* [SET TASK] Write the data out again exactly, dropping any images it holds.

··········

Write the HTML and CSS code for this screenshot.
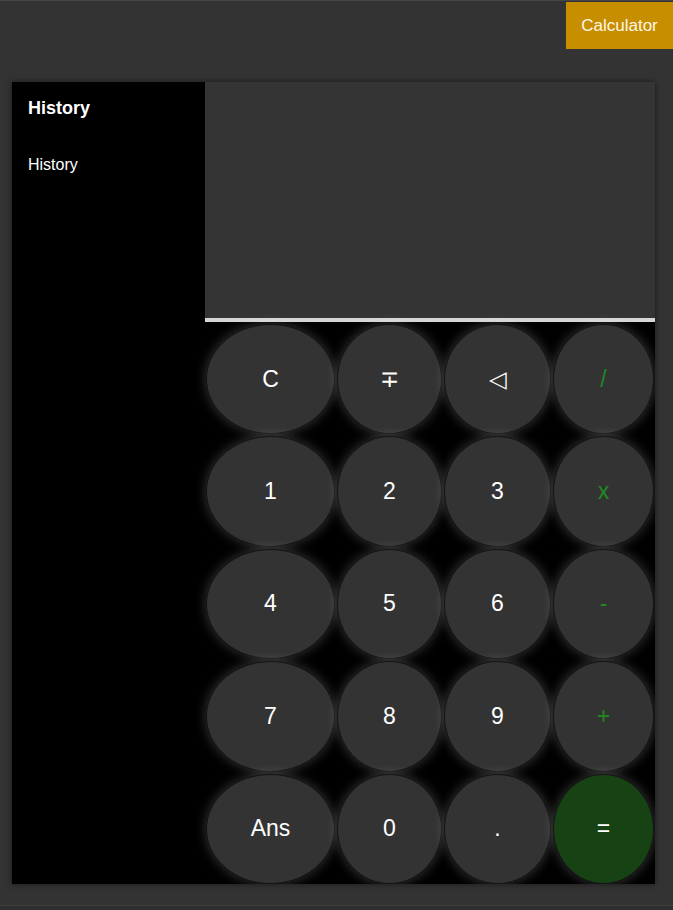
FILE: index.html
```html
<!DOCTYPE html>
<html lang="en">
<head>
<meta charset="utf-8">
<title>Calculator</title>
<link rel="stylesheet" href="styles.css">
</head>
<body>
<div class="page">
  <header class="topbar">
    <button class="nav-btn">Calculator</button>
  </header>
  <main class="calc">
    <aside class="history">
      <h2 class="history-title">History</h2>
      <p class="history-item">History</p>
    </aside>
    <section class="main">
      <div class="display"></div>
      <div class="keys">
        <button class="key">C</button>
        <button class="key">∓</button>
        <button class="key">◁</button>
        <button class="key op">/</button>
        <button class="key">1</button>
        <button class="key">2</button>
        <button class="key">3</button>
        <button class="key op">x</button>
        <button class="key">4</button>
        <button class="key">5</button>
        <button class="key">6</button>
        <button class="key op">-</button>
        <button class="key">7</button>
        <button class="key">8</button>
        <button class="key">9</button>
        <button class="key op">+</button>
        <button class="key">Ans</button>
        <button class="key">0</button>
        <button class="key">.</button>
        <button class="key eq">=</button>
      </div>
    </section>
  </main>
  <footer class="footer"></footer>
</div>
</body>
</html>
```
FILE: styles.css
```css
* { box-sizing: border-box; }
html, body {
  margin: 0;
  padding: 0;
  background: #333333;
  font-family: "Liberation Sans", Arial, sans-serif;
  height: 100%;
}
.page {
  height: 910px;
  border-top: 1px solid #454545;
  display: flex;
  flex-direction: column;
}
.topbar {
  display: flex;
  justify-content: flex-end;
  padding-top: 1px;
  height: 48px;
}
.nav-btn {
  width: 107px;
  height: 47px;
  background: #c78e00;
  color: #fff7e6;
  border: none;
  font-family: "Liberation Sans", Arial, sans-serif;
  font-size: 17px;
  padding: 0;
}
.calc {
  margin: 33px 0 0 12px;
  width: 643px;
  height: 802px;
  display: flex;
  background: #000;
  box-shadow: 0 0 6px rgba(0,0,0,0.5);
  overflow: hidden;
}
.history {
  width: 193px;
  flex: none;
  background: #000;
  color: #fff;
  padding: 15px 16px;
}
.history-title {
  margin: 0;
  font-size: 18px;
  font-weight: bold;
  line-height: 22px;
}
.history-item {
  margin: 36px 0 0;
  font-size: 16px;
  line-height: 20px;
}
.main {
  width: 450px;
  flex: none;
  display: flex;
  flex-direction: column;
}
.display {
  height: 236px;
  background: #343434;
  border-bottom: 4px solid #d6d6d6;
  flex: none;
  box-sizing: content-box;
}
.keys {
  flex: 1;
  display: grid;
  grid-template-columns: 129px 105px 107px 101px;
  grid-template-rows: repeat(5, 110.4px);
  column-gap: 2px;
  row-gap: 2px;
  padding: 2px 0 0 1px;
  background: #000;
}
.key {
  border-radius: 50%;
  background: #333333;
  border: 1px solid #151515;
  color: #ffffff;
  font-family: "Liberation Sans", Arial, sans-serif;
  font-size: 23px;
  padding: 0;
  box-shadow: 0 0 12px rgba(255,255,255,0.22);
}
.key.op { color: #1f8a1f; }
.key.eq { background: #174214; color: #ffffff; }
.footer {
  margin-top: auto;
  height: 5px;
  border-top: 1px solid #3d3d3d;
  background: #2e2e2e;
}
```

··········

* [SOLUTION TO THIS TASK]
Write the HTML and CSS code for this screenshot.
FILE: index.html
```html
<!DOCTYPE html>
<html lang="en">
<head>
<meta charset="utf-8">
<title>Calculator</title>
<link rel="stylesheet" href="styles.css">
</head>
<body>
<div class="page">
  <header class="topbar">
    <button class="nav-btn">Calculator</button>
  </header>
  <main class="calc">
    <aside class="history">
      <h2 class="history-title">History</h2>
      <p class="history-item">History</p>
    </aside>
    <section class="main">
      <div class="display"></div>
      <div class="keys">
        <button class="key">C</button>
        <button class="key">∓</button>
        <button class="key">◁</button>
        <button class="key op">/</button>
        <button class="key">1</button>
        <button class="key">2</button>
        <button class="key">3</button>
        <button class="key op">x</button>
        <button class="key">4</button>
        <button class="key">5</button>
        <button class="key">6</button>
        <button class="key op">-</button>
        <button class="key">7</button>
        <button class="key">8</button>
        <button class="key">9</button>
        <button class="key op">+</button>
        <button class="key">Ans</button>
        <button class="key">0</button>
        <button class="key">.</button>
        <button class="key eq">=</button>
      </div>
    </section>
  </main>
  <footer class="footer"></footer>
</div>
</body>
</html>
```
FILE: styles.css
```css
* { box-sizing: border-box; }
html, body {
  margin: 0;
  padding: 0;
  background: #333333;
  font-family: "Liberation Sans", Arial, sans-serif;
  height: 100%;
}
.page {
  height: 910px;
  border-top: 1px solid #454545;
  display: flex;
  flex-direction: column;
}
.topbar {
  display: flex;
  justify-content: flex-end;
  padding-top: 1px;
  height: 48px;
}
.nav-btn {
  width: 107px;
  height: 47px;
  background: #c78e00;
  color: #fff7e6;
  border: none;
  font-family: "Liberation Sans", Arial, sans-serif;
  font-size: 17px;
  padding: 0;
}
.calc {
  margin: 33px 0 0 12px;
  width: 643px;
  height: 802px;
  display: flex;
  background: #000;
  box-shadow: 0 0 6px rgba(0,0,0,0.5);
  overflow: hidden;
}
.history {
  width: 193px;
  flex: none;
  background: #000;
  color: #fff;
  padding: 15px 16px;
}
.history-title {
  margin: 0;
  font-size: 18px;
  font-weight: bold;
  line-height: 22px;
}
.history-item {
  margin: 36px 0 0;
  font-size: 16px;
  line-height: 20px;
}
.main {
  width: 450px;
  flex: none;
  display: flex;
  flex-direction: column;
}
.display {
  height: 236px;
  background: #343434;
  border-bottom: 4px solid #d6d6d6;
  flex: none;
  box-sizing: content-box;
}
.keys {
  flex: 1;
  display: grid;
  grid-template-columns: 129px 105px 107px 101px;
  grid-template-rows: repeat(5, 110.4px);
  column-gap: 2px;
  row-gap: 2px;
  padding: 2px 0 0 1px;
  background: #000;
}
.key {
  border-radius: 50%;
  background: #333333;
  border: 1px solid #151515;
  color: #ffffff;
  font-family: "Liberation Sans", Arial, sans-serif;
  font-size: 23px;
  padding: 0;
  box-shadow: 0 0 12px rgba(255,255,255,0.22);
}
.key.op { color: #1f8a1f; }
.key.eq { background: #174214; color: #ffffff; }
.footer {
  margin-top: auto;
  height: 5px;
  border-top: 1px solid #3d3d3d;
  background: #2e2e2e;
}
```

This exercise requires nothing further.